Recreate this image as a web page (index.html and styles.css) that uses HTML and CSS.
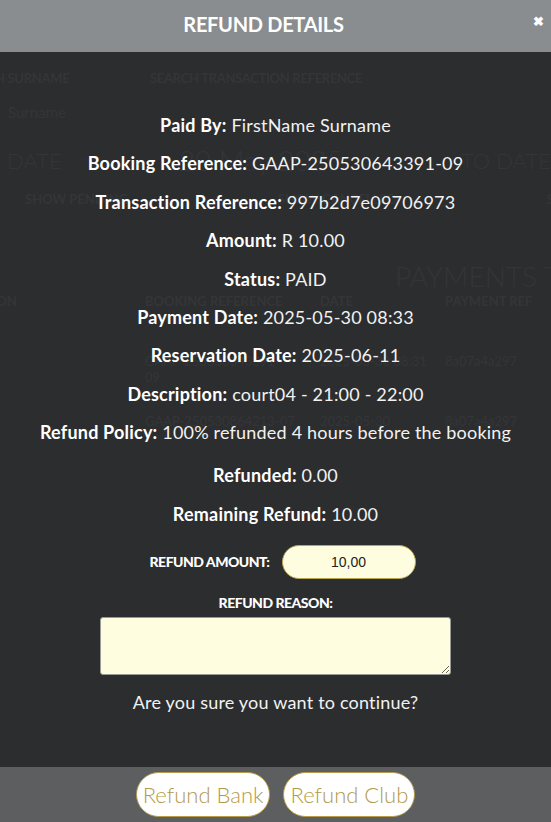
FILE: index.html
```html
<!DOCTYPE html>
<html lang="en">

<head>
    <meta charset="UTF-8">
    <meta name="viewport" content="width=device-width, initial-scale=1.0">
    <title>Refund Details</title>
    <link rel="stylesheet" href="styles.css">
</head>

<body>
    <!-- page underneath the modal -->
    <div class="page">
        <div class="filters">
            <div class="field">
                <p class="flabel">SEARCH SURNAME</p>
                <p class="fvalue">Surname</p>
            </div>
            <div class="field">
                <p class="flabel">SEARCH TRANSACTION REFERENCE</p>
            </div>
        </div>
        <div class="dates">
            <span class="big">FROM DATE</span>
            <svg class="cal" width="38" height="32" viewBox="0 0 38 32">
                <rect x="2" y="5" width="34" height="25" rx="2" fill="none" stroke="currentColor" stroke-width="3" />
                <path d="M2 12h34M13 12v18M24 12v18M2 20h34" stroke="currentColor" stroke-width="2" />
                <path d="M10 1v7M28 1v7" stroke="currentColor" stroke-width="3" />
            </svg>
            <span class="huge">20 May 2025</span>
            <span class="big">TO DATE</span>
        </div>
        <div class="toggles">
            <span>SHOW PENDING</span>
            <span>SHOW CANCELLED</span>
            <span>SHOW</span>
        </div>
        <p class="ptitle">PAYMENTS TODAY</p>
        <div class="table">
            <span class="th">TRANSACTION<br>REFERENCE</span>
            <span class="th">BOOKING REFERENCE</span>
            <span class="th">DATE</span>
            <span class="th">PAYMENT REF</span>
            <span>e09706973</span>
            <span>GAAP-250530643391-<br>09</span>
            <span>2025-05-30 08:31</span>
            <span>8a07a4a297</span>
            <span>ebfc9c6c5</span>
            <span>GAAP-250530864213-07</span>
            <span>2025-05-30</span>
            <span>8a07a4a297</span>
        </div>
    </div>

    <div class="modal">
        <div class="head">
            <h1 class="title">REFUND DETAILS</h1>
            <span class="close">&#10006;</span>
        </div>
        <div class="content">
            <div class="details">
                <p><b>Paid By:</b> FirstName Surname</p>
                <p><b>Booking Reference:</b> GAAP-250530643391-09</p>
                <p><b>Transaction Reference:</b> 997b2d7e09706973</p>
                <p><b>Amount:</b> R 10.00</p>
                <p><b>Status:</b> PAID</p>
                <p><b>Payment Date:</b> 2025-05-30 08:33</p>
                <p><b>Reservation Date:</b> 2025-06-11</p>
                <p><b>Description:</b> court04 - 21:00 - 22:00</p>
                <p><b>Refund Policy:</b> 100% refunded 4 hours before the booking</p>
            </div>
            <div class="details totals">
                <p><b>Refunded:</b> 0.00</p>
                <p><b>Remaining Refund:</b> 10.00</p>
            </div>
            <div class="amount">
                <label class="lbl">REFUND AMOUNT:</label>
                <input class="amt" type="text" value="10,00">
            </div>
            <label class="lbl">REFUND REASON:</label>
            <textarea class="reason"></textarea>
            <p class="confirm">Are you sure you want to continue?</p>
        </div>
        <div class="foot">
            <button class="btn">Refund Bank</button>
            <button class="btn">Refund Club</button>
        </div>
    </div>
</body>

</html>
```

FILE: styles.css
```css
* {
    padding: 0px;
    margin: 0px;
    box-sizing: border-box;
}

body {
    width: 551px;
    height: 822px;
    overflow: hidden;
    background-color: #2c2d2f;
    font-family: Lato, "Liberation Sans", sans-serif;
    position: relative;
}

/* ghost page under the overlay */
.page {
    color: #343538;
    padding-top: 70px;
    white-space: nowrap;
}

.filters {
    display: grid;
    grid-template-columns: 150px 1fr;
}

.field:first-child {
    margin-left: -44px;
}

.flabel {
    font-size: 13px;
    font-weight: bold;
    letter-spacing: -0.3px;
}

.fvalue {
    font-size: 15px;
    margin-top: 17px;
    padding-left: 52px;
}

.dates {
    display: flex;
    align-items: center;
    gap: 18px;
    margin-left: -62px;
    margin-top: 22px;
}

.big {
    font-size: 22px;
    font-weight: 300;
}

.huge {
    font-size: 28px;
    font-weight: 300;
    margin-left: 75px;
    margin-right: 100px;
}

.toggles {
    display: flex;
    gap: 150px;
    font-size: 13px;
    font-weight: bold;
    margin-top: 14px;
    padding-left: 25px;
}

.ptitle {
    font-size: 28px;
    font-weight: 300;
    margin-top: 52px;
    padding-left: 395px;
}

.table {
    display: grid;
    grid-template-columns: 145px 175px 125px 140px;
    row-gap: 28px;
    font-size: 13px;
}

.table span:nth-child(4n+1) {
    margin-left: -75px;
}

.th {
    font-weight: bold;
}

/* modal */
.modal {
    position: absolute;
    inset: 0;
    display: flex;
    flex-direction: column;
}

.head {
    height: 52px;
    background-color: #8a8d90;
    display: flex;
    justify-content: center;
    align-items: center;
    padding-right: 24px;
    padding-bottom: 4px;
    position: relative;
}

.title {
    color: white;
    font-size: 20px;
    font-weight: bold;
    letter-spacing: -0.3px;
}

.close {
    position: absolute;
    right: 7px;
    top: 13px;
    color: white;
    font-size: 13px;
    font-weight: bold;
}

.content {
    flex: 1;
    display: flex;
    flex-direction: column;
    align-items: center;
    padding-top: 62px;
    color: #f2f2f2;
}

.details {
    display: flex;
    flex-direction: column;
    align-items: center;
    gap: 16.4px;
    font-size: 18px;
    line-height: 22px;
    letter-spacing: 0.2px;
}

.details b {
    color: white;
}

.totals {
    margin-top: 21px;
}

.amount {
    display: flex;
    align-items: center;
    gap: 12px;
    margin-top: 20px;
    margin-left: 14px;
}

.lbl {
    color: white;
    font-size: 14px;
    font-weight: 900;
    letter-spacing: -0.5px;
}

.amt {
    width: 134px;
    height: 34px;
    border-radius: 17px;
    border: 1px solid #b9a450;
    background-color: #fefde0;
    text-align: center;
    font-family: Arial, "Liberation Sans", sans-serif;
    font-size: 14px;
    color: #222;
}

.reason {
    width: 351px;
    height: 58px;
    margin-top: 6px;
    border-radius: 3px;
    border: 1px solid #999;
    background-color: #fefde0;
}

.content > .lbl {
    margin-top: 15px;
}

.confirm {
    margin-top: 16px;
    font-size: 18px;
    letter-spacing: 0.2px;
    color: #f2f2f2;
}

.foot {
    height: 55px;
    background-color: #5c5e60;
    display: flex;
    justify-content: center;
    align-items: center;
    gap: 13px;
}

.btn {
    height: 45px;
    padding: 0px 6px;
    border-radius: 23px;
    border: 1px solid #b59b4a;
    background-color: white;
    color: #b39a48;
    font-family: Lato, sans-serif;
    font-size: 22px;
    font-weight: 300;
    cursor: pointer;
}
```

###

**OBJECTIVE**: Gather, from the listing above, every line carrying the word "page".

**PROBLEM SOLUTION**:
Recreate this image as a web page (index.html and styles.css) that uses HTML and CSS.
    <!-- page underneath the modal -->
    <div class="page">
/* ghost page under the overlay */
.page {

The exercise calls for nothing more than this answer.